I went to a place with lots of men(rugby club house) with a dress on. I was waiting for a friend who was 3 hours late and was on my phone but got a date. Don't underestimate the power of a good dress.

I missed the eye contact thing at a wedding. A guy smiled at me multiple times and I frowned in return.
 
I'm glad I peeked in this thread because I really need to be found this year. By this year, I mean before Valentine's Day, I usually don't have a sweetie or date, and it would be a nice change :lol:.

I smile a lot, but I don't hold gazes. I'll chat with a guy, and be too busy being amused or thinking about something else to flirt back. Like last week, one of the engineering guys was trying his hardest to keep my attention, but I just brushed him off. After I got home, I was like, why did I do that?!!! :spinning:. I literally forget that I want to be in a relationship as I go about my day, and that's how I've ended up perpetually single :lol:.
 
A lot of the women I know who have been "found" were found at Tae Kwon Do classes, auto shows, tech conferences or seminars, tennis or sailing clubs, the free weight room at the gym...if you're serious about going where the men are you have to be willing to go to uber masculine things while looking ultra cute and feminine.
 
^^I had a friend of a friend ask me to walk with her around a sports bar. We went downstairs to the patio. We both saw a guy that we thought was attractive read well dressed tall nice body. She told me which guy I told her I was looking at the same one. She was all giddy and said what do I do.

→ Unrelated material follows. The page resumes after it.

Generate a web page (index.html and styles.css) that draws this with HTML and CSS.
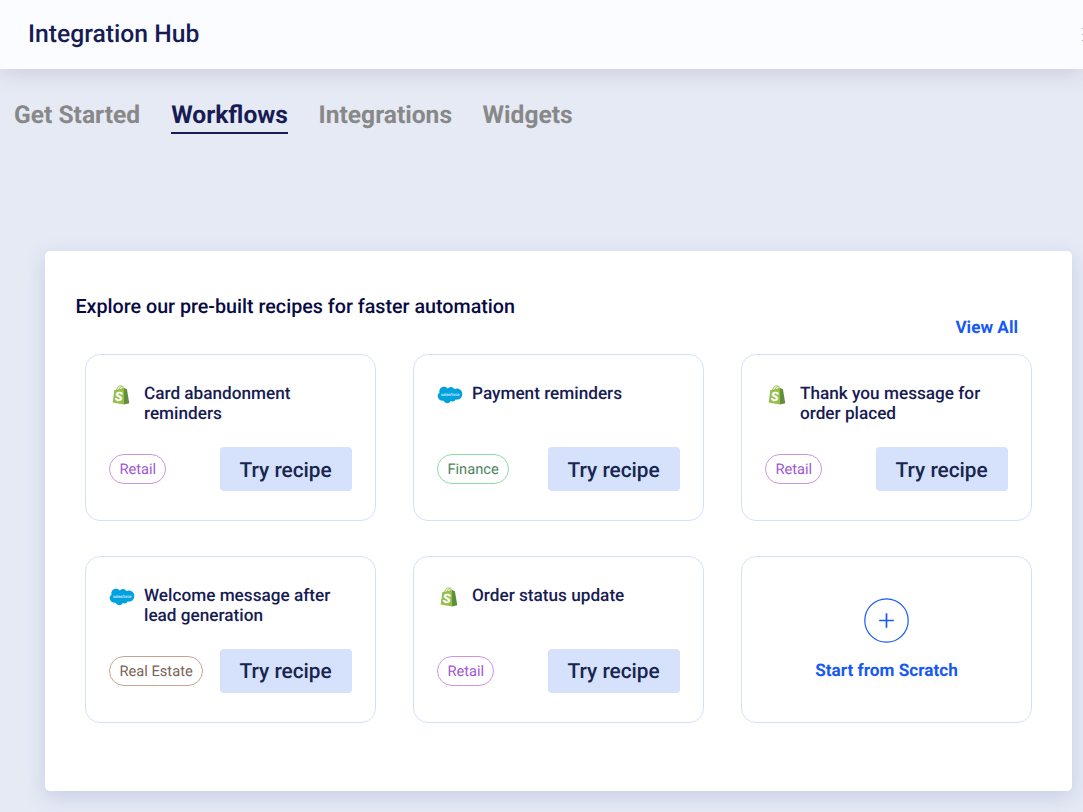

I walked her in front of him about 10 ft away and told her to STARE. They caught eyes and she waved. He motioned her to come to his section. I told her she bet not move, make him come to her. He came out they exchanged info the rest is unknown. I'll ask but the thing is she did the stare down.

I did the stare down that night too but I knew him he didn't know me (new wig) :lachen: I'm not interested in him but I just did it to do it.

Ladies pull up your cities convention and tourism bureau website. If you see a male oriented show you might want to go (guns, boats, RV's, sports, etc) I met so many men at CES technology show. Auto shows are good too.